Dabei ist es in der Tat erstaunlich, dass es nur 14 Jahre
nach dem Ende des Holocaust bereits zur ersten Kontaktaufnahme von Kölner
Bürgern mit Bürgern aus Tel Aviv-Yafo gekommen war und bereits 1960 die erste
Schülergruppe aus der Domstadt dorthin reiste. Eine Reminiszenz an eine bessere
Vergangenheit? Schließlich hatten an der Stadtgründung von Tel Aviv im Jahr
1909 die Zionistische Weltorganisation und der Jüdische Nationalfonds
erheblichen Anteil - beide Organisationen waren damals in Köln beheimatet. "Tel
Aviv ist ein herausgehobener Ort der Freiheit, Toleranz und Lebenslust, und das
hat auch eine Menge mit Köln zu tun", zog Oberbürgermeister Schramma nicht
zuletzt aus eigenem Erleben eine treffende Parallele zwischen den Städten.
Das fröhliche Treiben auf dem Kölner Rudolfplatz war aber nicht
nur der Städtepartnerschaft geschuldet, sondern zugleich und vor allem ein
Zeichen der Solidarität mit Israel insgesamt. "Überall, wo ein Jude in der
Welt ist, trägt er ein Stück Israel mit sich, und deshalb können wir auch in
Köln feiern", betonte Gemeinderabbiner Jaron Engelmayer und erinnerte
daran: "Natürlich blenden wir den Nahost-Konflikt dabei nicht aus,
schließlich ist in Israel auch Kritik möglich." Als Vorbote der westlichen
Welt müssten in der einzigen Demokratie des Nahen Ostens die Kritiker nicht
Angst vor der Regierung, sondern eher die Regierung Angst vor den Kritikern
haben. So manch israelkritischer Zuhörer unter den Besuchern mag sich da
womöglich in besonderer Weise
angesprochen gefühlt haben.
Denn dass auch solche Gäste beim Israel-Tag gesichtet
wurden, konnte etwa Christian Petzoldt bestätigen. "Wir hatten an unserem
Stand viele gute Diskussionen und können so unsere Solidarität mit Israel und
seinem politischen System zeigen", berichtete der 32-Jährige von der
Jungen Union Köln. Zusammen mit anderen politischen Jugendorganisationen
informierte sie am Stand vom "Ring Politischer Jugend" über das
politische System Israels, die Parteien des Landes sowie die Grundzüge des
demokratischen Lebens. "Nicht jeder weiß, dass Israel eine ähnliche
Demokratie wie die unsere ist", hat Petzoldt beobachtet.

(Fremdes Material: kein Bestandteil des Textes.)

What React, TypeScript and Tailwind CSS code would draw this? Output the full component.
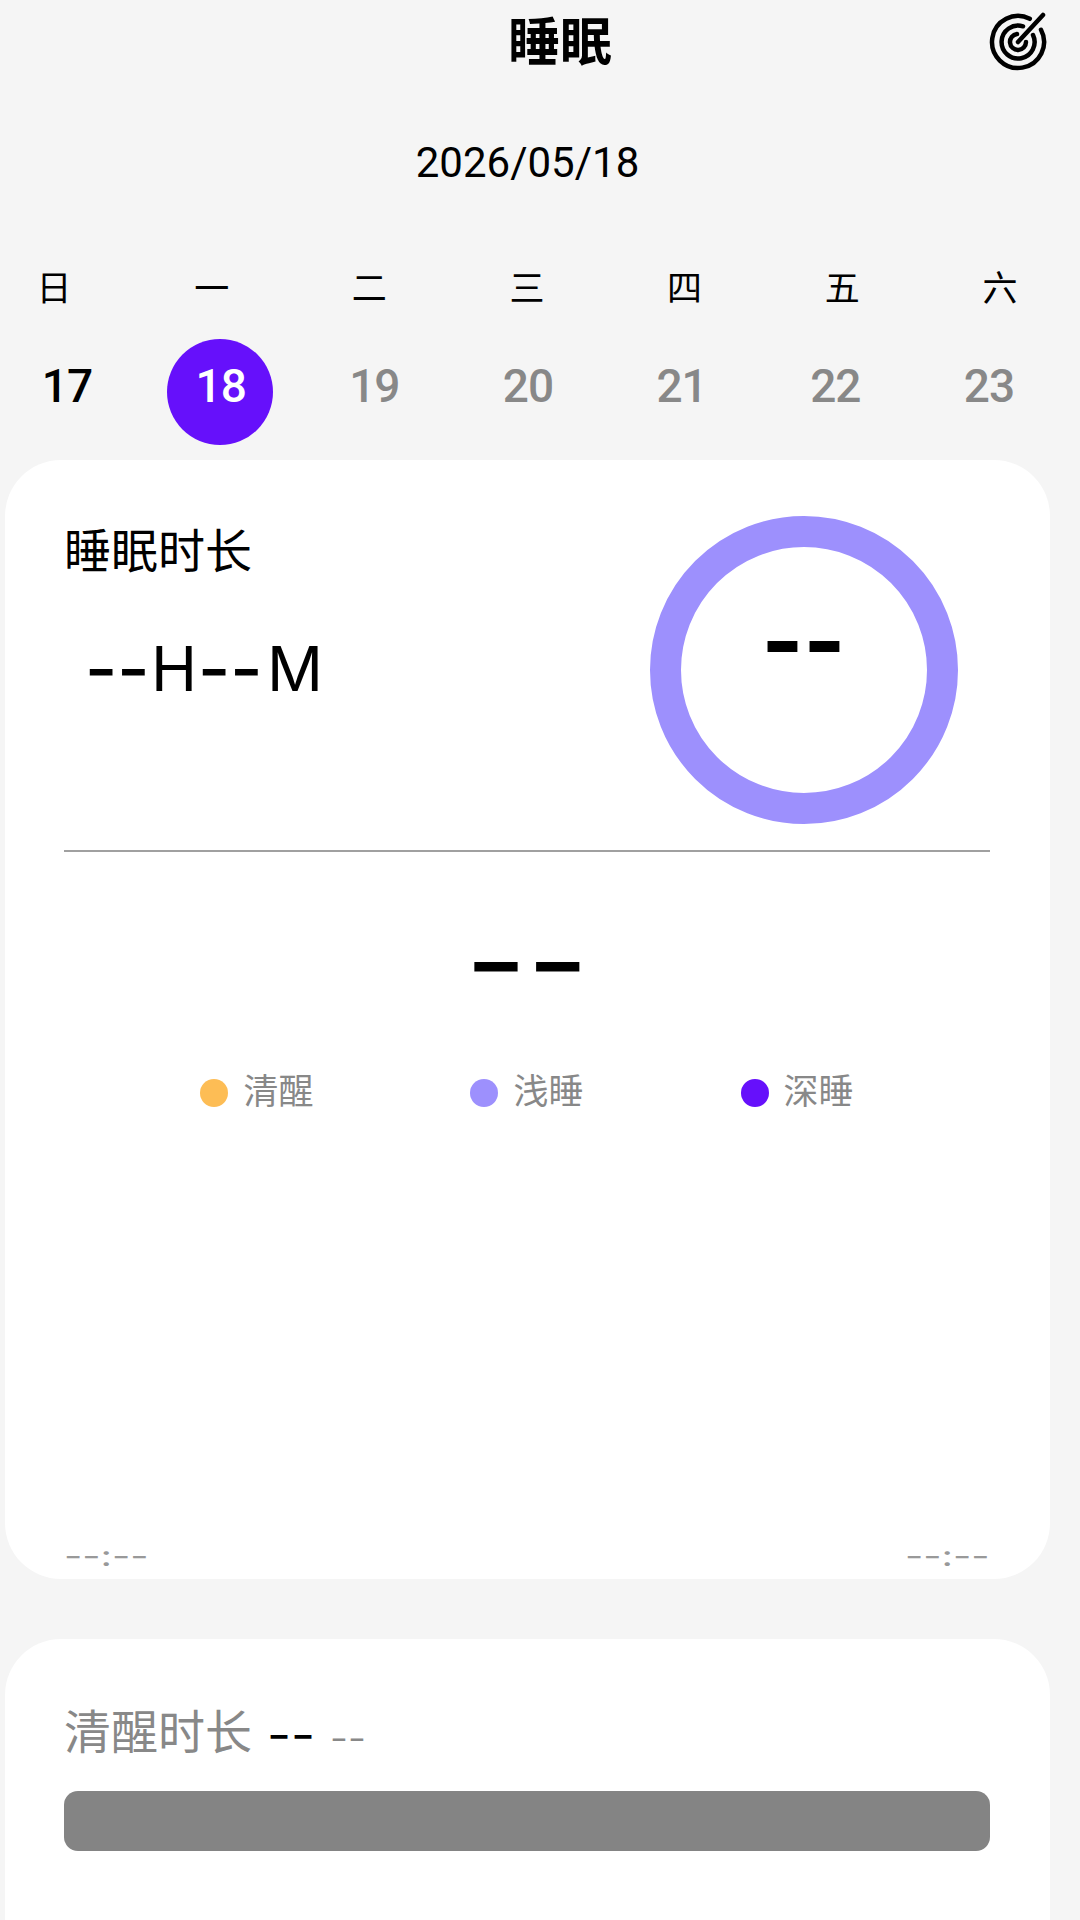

Wer sich über die harten politischen Fakten und Grundlagen
informiert hatte, konnte sich an den anderen Ständen entspannen. Besonders
begehrt waren die selbst gebackenen Kuchen bei der Women International Zionist
Organisation (Wizo). Und am Zelt daneben gab es auch etwas zu feiern: Erstmals
überhaupt in Deutschland waren die "Freunde der ILAN Organisation in
Deutschland" mit einem eigenen Stand vertreten und boten die vielfältigen
Artikel aus den Werkstätten für behinderte Kinder in Israel an. Frisch
gepressten Orangensaftgab es an der
Strandbar, Tee und Wasserpfeife waren vor allem bei Jugendlichen im
Beduinenzelt begehrt. Überhaupt fiel der Besuch und die Beteiligung vieler
junger Menschen auf, etwa das fantastische Klezmerensemble der Musikschule
Leverkusen oder auch der Stand des Kölner Dreikönigsgymnasiums, an dem über die
Schulpartnerschaft mit der Open Democratic Scholl in Tel Aviv als wunderbare
Einladung zum Nachahmen empfohlen wurde. Mit Moshe Fleischer, Igor Epstein,
Shuli Grohman und Simone Wilhelm gaben international bekannte Künstler ihre
Visitenkarte ab, ehe mit den Gilgalim aus Tel Aviv bei herrlichem Vollmond und
Sternenzelt der Israel-Tag vor der wunderbaren Kulisse des mächtigen Stadttores
ausklang.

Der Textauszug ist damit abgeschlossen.